I tried to implement my own custom loss based on the tutorial in extending autograd.
Here is the implementation outline:
class MyCustomLoss(Function):
def forward(self, input, target):
... # implementation
return loss # a single number (averaged loss over batch samples)
def backward(self, grad_output):
... # implementation
return grad_input
The forward function take an input from the previous layer and target which contains array of labels (categorical, possible value = {0,…,k-1}, k is the number of class).
In the backward function I write a gradient of the loss with respect to the input. When I run, I got an error says that it needs one more gradient. I assume that pytorch also require to also write the gradient of the loss with respect to the target, which in this case does not really make sense (target is a categorical variable), and we do not need that to backpropagate the gradient.
Here you need to write functions for init() and forward().
backward is not requied. But how do I indicate that the target does not need to compute gradient?
2)using Functional (this post)
Here you need to write functions for both forward() and backward()
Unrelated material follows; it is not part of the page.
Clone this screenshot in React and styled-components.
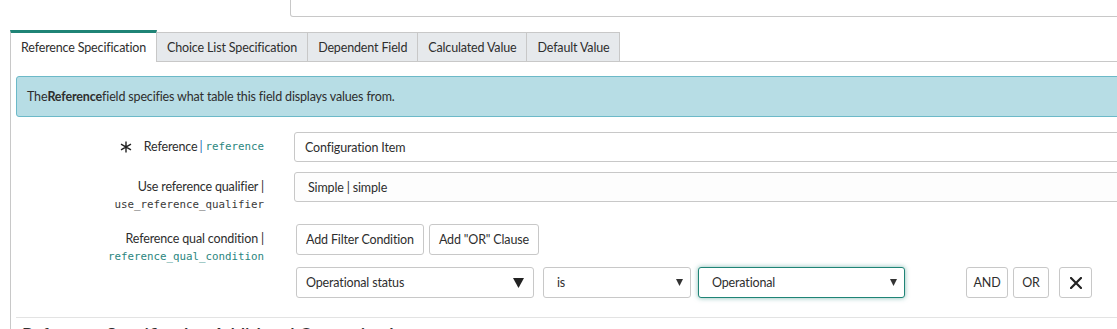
import React from 'react';
import styled, { createGlobalStyle } from 'styled-components';

const GlobalStyle = createGlobalStyle`
  html, body { margin: 0; padding: 0; background: #fff; overflow: hidden; }
  body {
    font-family: Lato, "Open Sans", "Liberation Sans", sans-serif;
    font-size: 12.5px;
    letter-spacing: -0.15px;
    color: #2e2e2e;
  }
  * { box-sizing: border-box; }
`;

const Page = styled.div`
  width: 1140px;
  height: 329px;
  overflow: hidden;
`;

const TopField = styled.div`
  margin-left: 290px;
  height: 17px;
  border: 1px solid #c8c8c8;
  border-top: none;
  border-radius: 0 0 0 3px;
`;

const TabStrip = styled.div`
  display: flex;
  align-items: flex-end;
  margin: 13px 0 0 10px;
  height: 32px;
  border-bottom: 1px solid #c8c8c8;
`;

const Tab = styled.div`
  height: ${p => (p.$active ? 32 : 29)}px;
  margin-bottom: ${p => (p.$active ? -1 : 0)}px;
  padding: 0 ${p => p.$pad}px;
  display: flex;
  align-items: center;
  background: ${p => (p.$active ? '#fff' : '#e6e9ec')};
  border-top: ${p => (p.$active ? '3px solid #1f8476' : '1px solid #c8c8c8')};
  border-left: ${p => (p.$active ? '1px solid #c8c8c8' : 'none')};
  border-right: 1px solid #c8c8c8;
  white-space: nowrap;
  color: #2e2e2e;
`;

const Panel = styled.div`
  margin-left: 10px;
  border-left: 1px solid #c8c8c8;
  padding: 14px 0 0 5px;
  height: 300px;
`;

const InfoBox = styled.div`
  height: 41px;
  border: 1px solid #6cb9c8;
  background: #b7dde5;
  border-radius: 3px;
  padding: 0 10px;
  display: flex;
  align-items: center;
`;

const Strong = styled.span`
  font-weight: 700;
`;

const Form = styled.div`
  margin-top: 15px;
  display: flex;
  flex-direction: column;
  gap: 10px;
`;

const Row = styled.div`
  display: grid;
  grid-template-columns: 248px 1fr;
  column-gap: 30px;
`;

const Label = styled.div`
  text-align: right;
  padding-top: 6px;
  color: #2e2e2e;
`;

const LabelLine = styled.div`
  height: 18px;
  line-height: 18px;
  white-space: nowrap;
  display: flex;
  justify-content: flex-end;
  align-items: center;
`;

const Star = styled.svg`
  margin-right: 12px;
  flex: none;
`;

const Pipe = styled.span`
  color: ${p => p.$color || 'inherit'};
  margin: 0 3px 0 2px;
`;

const Mono = styled.span`
  font-family: "DejaVu Sans Mono", "Liberation Mono", monospace;
  font-size: 10.8px;
  letter-spacing: 0;
  color: ${p => (p.$teal ? '#2b8680' : '#3a3a3a')};
`;

const Input = styled.div`
  height: 30px;
  border: 1px solid #c8c8c8;
  border-radius: 3px;
  padding: 0 ${p => p.$pad}px;
  display: flex;
  align-items: center;
  background: ${p => p.$bg || '#fff'};
  white-space: nowrap;
`;

const Controls = styled.div`
  display: flex;
  flex-direction: column;
  gap: 12px;
  padding-left: 2px;
`;

const ButtonRow = styled.div`
  display: flex;
  gap: 5px;
`;

const Button = styled.button`
  height: 31px;
  ${p => (p.$w ? `width: ${p.$w}px; padding: 0;` : 'padding: 0 9px;')}
  margin-left: ${p => p.$ml || 0}px;
  border: 1px solid #c8c8c8;
  border-radius: 3px;
  background: #fff;
  font-family: inherit;
  font-size: inherit;
  letter-spacing: inherit;
  color: #2e2e2e;
  display: flex;
  align-items: center;
  justify-content: center;
  white-space: nowrap;
  flex: none;
`;

const CondRow = styled.div`
  display: flex;
  align-items: center;
  height: 31px;
`;

const Select = styled.div`
  width: ${p => p.$w}px;
  margin-left: ${p => p.$ml || 0}px;
  height: 31px;
  border: 1px solid ${p => (p.$focus ? '#1f8476' : '#c8c8c8')};
  box-shadow: ${p => (p.$focus ? '0 0 5px rgba(31,132,118,0.55)' : 'none')};
  border-radius: 3px;
  padding: 0 ${p => p.$pr}px 0 ${p => p.$pl}px;
  display: flex;
  align-items: center;
  justify-content: space-between;
  background: #fff;
  flex: none;
`;

const Separator = styled.div`
  margin-top: 19px;
  height: 1px;
  background: #e3e3e3;
`;

const Heading = styled.div`
  padding: 5px 0 0 6px;
  font-size: 18px;
  line-height: 22px;
  font-weight: 600;
  letter-spacing: 0;
  color: #2e2e2e;
  white-space: nowrap;
`;

const AsteriskIcon = () => (
  <Star width="12" height="12" viewBox="0 0 12 12">
    <path d="M6 0.5 V11.5 M1 3.2 L11 8.8 M11 3.2 L1 8.8" stroke="#222" strokeWidth="1.4" />
  </Star>
);

const BigArrow = () => (
  <svg width="11" height="10" viewBox="0 0 11 10">
    <polygon points="0,0 11,0 5.5,10" fill="#222" />
  </svg>
);

const SmallArrow = () => (
  <svg width="7" height="7" viewBox="0 0 7 7">
    <polygon points="0,0 7,0 3.5,7" fill="#333" />
  </svg>
);

const CloseIcon = () => (
  <svg width="12" height="12" viewBox="0 0 12 12">
    <path d="M1 1 L11 11 M11 1 L1 11" stroke="#222" strokeWidth="2.2" strokeLinecap="square" />
  </svg>
);

export default function App() {
  return (
    <Page>
      <GlobalStyle />
      <TopField />
      <TabStrip>
        <Tab $active $pad={10}>Reference Specification</Tab>
        <Tab $pad={10}>Choice List Specification</Tab>
        <Tab $pad={10}>Dependent Field</Tab>
        <Tab $pad={10}>Calculated Value</Tab>
        <Tab $pad={10}>Default Value</Tab>
      </TabStrip>
      <Panel>
        <InfoBox>
          <span>The<Strong>Reference</Strong>field specifies what table this field displays values from.</span>
        </InfoBox>
        <Form>
          <Row>
            <Label>
              <LabelLine>
                <AsteriskIcon />Reference<Pipe $color="#1f6fb5">|</Pipe><Mono $teal>reference</Mono>
              </LabelLine>
            </Label>
            <Input $pad={10}>Configuration Item</Input>
          </Row>
          <Row>
            <Label>
              <LabelLine>Use reference qualifier |</LabelLine>
              <LabelLine><Mono>use_reference_qualifier</Mono></LabelLine>
            </Label>
            <Input $pad={13} $bg="#fdfdfd">Simple | simple</Input>
          </Row>
          <Row>
            <Label>
              <LabelLine>Reference qual condition |</LabelLine>
              <LabelLine><Mono $teal>reference_qual_condition</Mono></LabelLine>
            </Label>
            <Controls>
              <ButtonRow>
                <Button>Add Filter Condition</Button>
                <Button>Add "OR" Clause</Button>
              </ButtonRow>
              <CondRow>
                <Select $w={238} $pl={9} $pr={9}>
                  <span>Operational status</span>
                  <BigArrow />
                </Select>
                <Select $w={148} $ml={9} $pl={13} $pr={7}>
                  <span>is</span>
                  <SmallArrow />
                </Select>
                <Select $w={207} $ml={7} $pl={13} $pr={7} $focus>
                  <span>Operational</span>
                  <SmallArrow />
                </Select>
                <Button $ml={61} $w={42}>AND</Button>
                <Button $ml={5} $w={36}>OR</Button>
                <Button $ml={10} $w={33}><CloseIcon /></Button>
              </CondRow>
            </Controls>
          </Row>
        </Form>
        <Separator />
        <Heading>Reference Specification Additional Customization</Heading>
      </Panel>
    </Page>
  );
}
I need to also implement backward because I use some operations that autograd’s automatic gradient won’t work. In the case that you just use standard operation, I think you do not need to extend backward method.
Here’s my example for how to create a custom loss function (along with several other important things in PyTorch). See if going through it is of any help!
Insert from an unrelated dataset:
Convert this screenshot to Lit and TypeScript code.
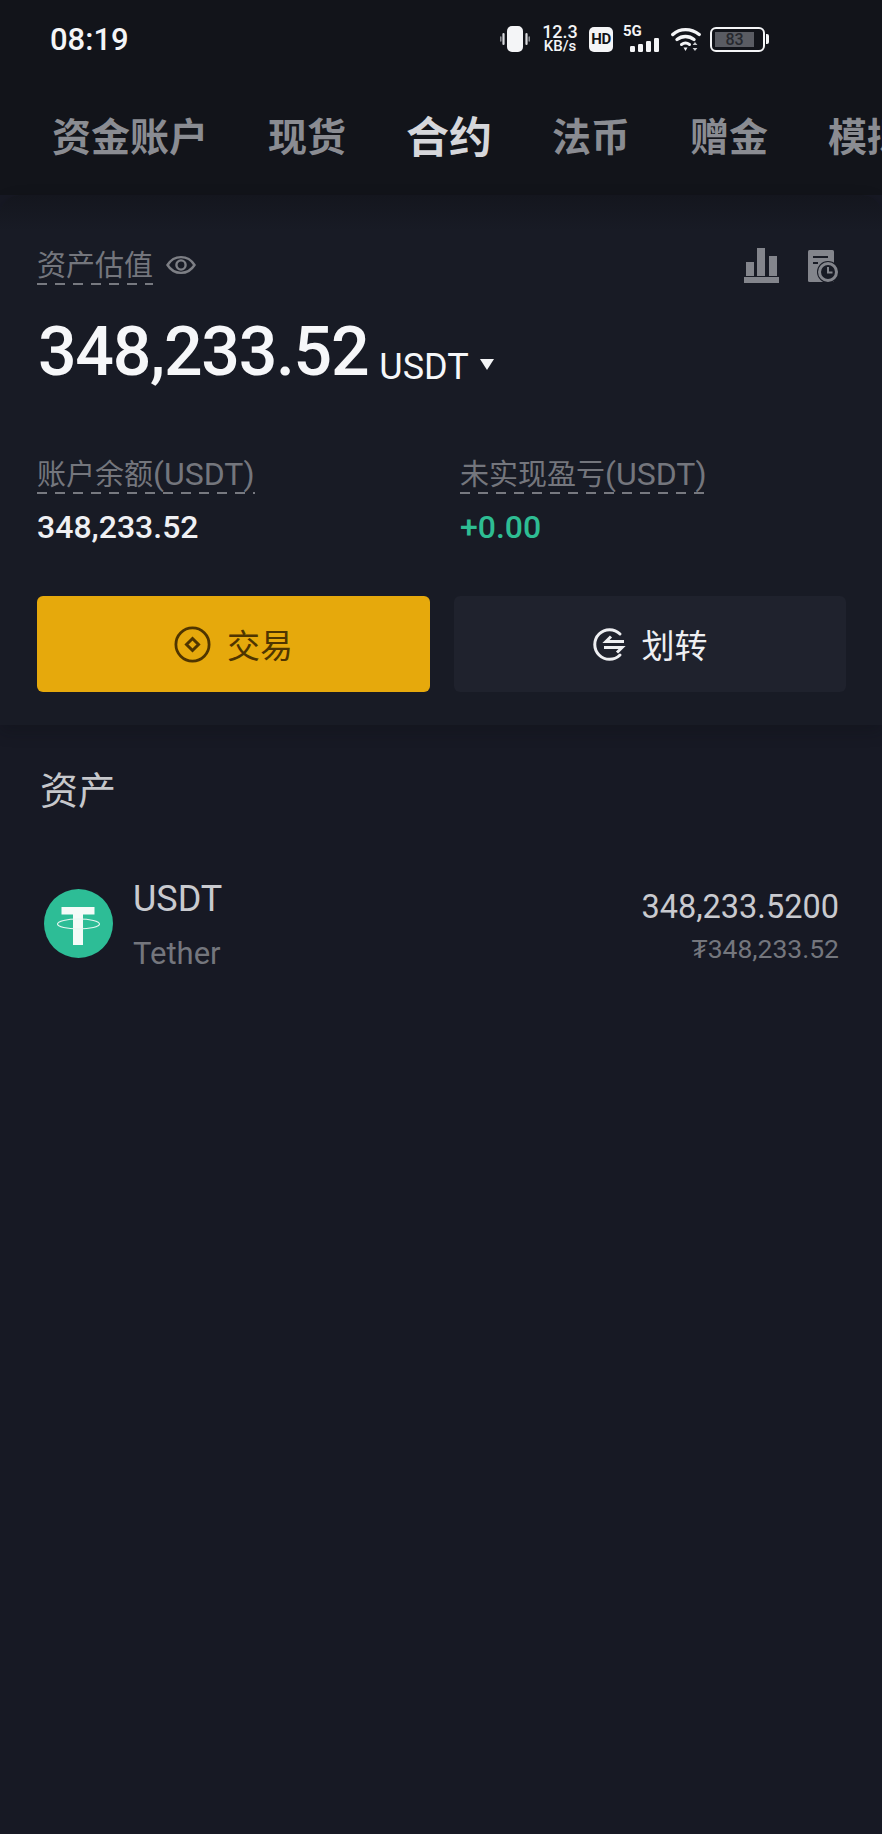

Have you solved your problem? I guess it may be because of the type of the variables in your forward method are all numpy arrays. The error message effectively said there were no input arguments to the backward method, which means, both ctx and grad_output are None. This then means ‘ctx.save_for_backward(mu, signa, x)’ method did nothing during forward call. Maybe change mu, sigma and x to torch tensors or Variable could solve your problem.